A. General Structure of the Subscription Business

The subscription business had three major components that worked together cohesively: (1) mailing agents, (2) clearing entities, and (3) call centers. Mailing agents sent subscription requests, i.e., mailers, to customers across the United States. The mailers offered the customer a set price to subscribe or renew a subscription to a publication. When customers received mailers, they generally had three options: (1) accept the offer to subscribe to the periodical by sending back to the mailing agent a completed mailer and a form of payment; (2) call the number on the mailer to inquire about the subscription; or (3) do nothing and thereby decline the offer to subscribe. During the years in issue, the primary mailing agent was Liberty Publishers Service, Inc. (Liberty). 3

2 Mr. Hoyal is a party in related cases. See Docket Nos. 6791-20, 10830-20.

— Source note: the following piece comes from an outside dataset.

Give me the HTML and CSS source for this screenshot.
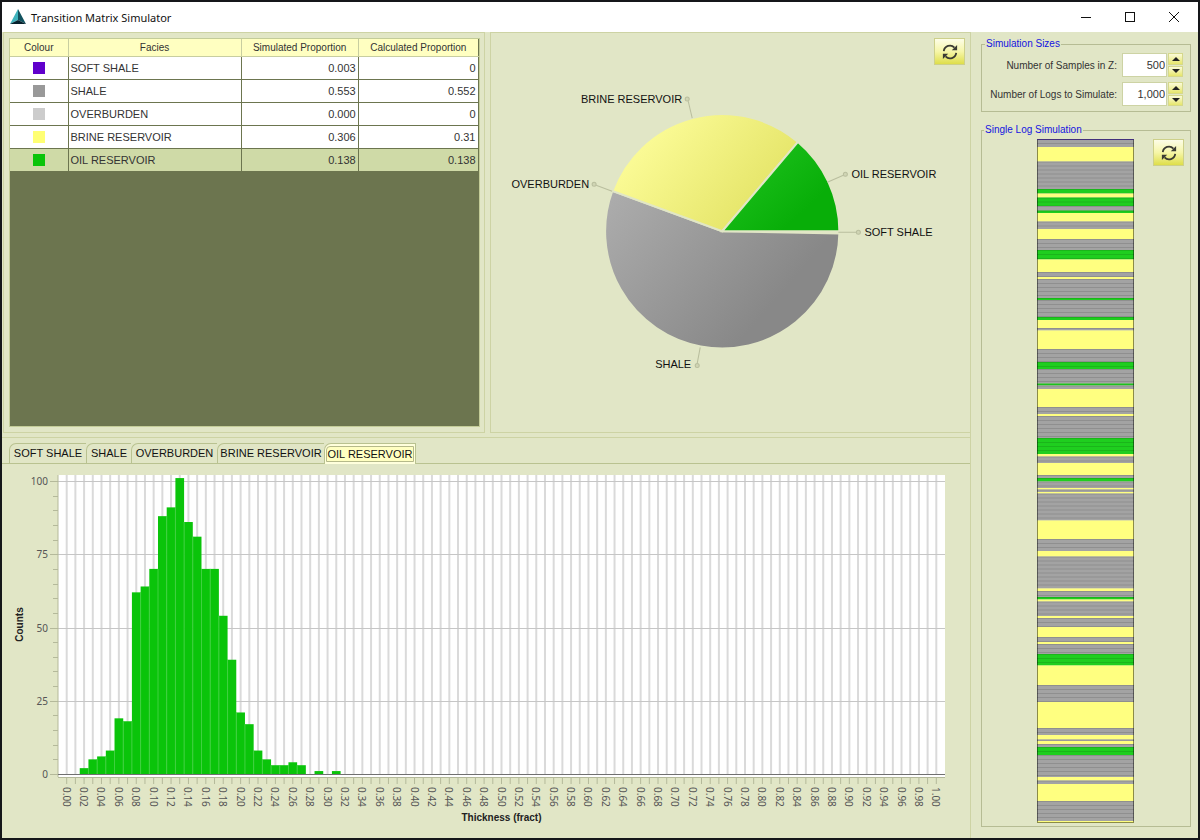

3 Other relevant mailing agents included Orbital Publishing Group, Inc., and

United Publisher’s Exchange, Inc. These mailing agents, including Liberty, were owned by Henry Cricket Group, LLC (Henry Cricket). 4

[*4] The clearing entities submitted customer orders. If a customer accepted the offer provided in the mailer, thereby placing an order, the order was forwarded to a clearing entity for processing. The clearing entity processed the order by submitting the order and remitting payment to the publisher or other third-party clearing entity. Once the order was submitted, a publisher had the authority to accept or reject it. As with mailing agents, there were several clearing entities.

The last major component of the subscription business involved call centers. While they had many roles, they primarily handled customer complaints and inquiries related to the mailers. Call centers also processed orders placed in response to mailers. This included processing telephone and internet orders and payments made by customers.

B. Entities Involved in the Subscription Business

Mr. Simpson and Mr. Hoyal operated the subscription business through multiple related entities. They formed the entities to provide specific services, which mainly included acting as mailing agents, clearing entities, call centers, or payment distributors. They also formed entities to hold specific assets. During the years in issue, relevant entities included Reality Kats, LLC (Reality Kats), 4 Maximillian, Inc. (Maximillian), and Scenic Trust.

1. Reality Kats

Dennis Simpson formed Reality Kats as an Oregon limited liability company (LLC) on July 8, 2005. 5 Mr. Simpson was the manager and sole member of Reality Kats. During the years in issue, Scenic Trust reported Reality Kats on Schedules C, Profit or Loss From Business, filed with its tax returns. However, Mr. Simpson has maintained that he, not Scenic Trust, owned Reality Kats during the years in issue.

Mr. Simpson controlled Reality Kats.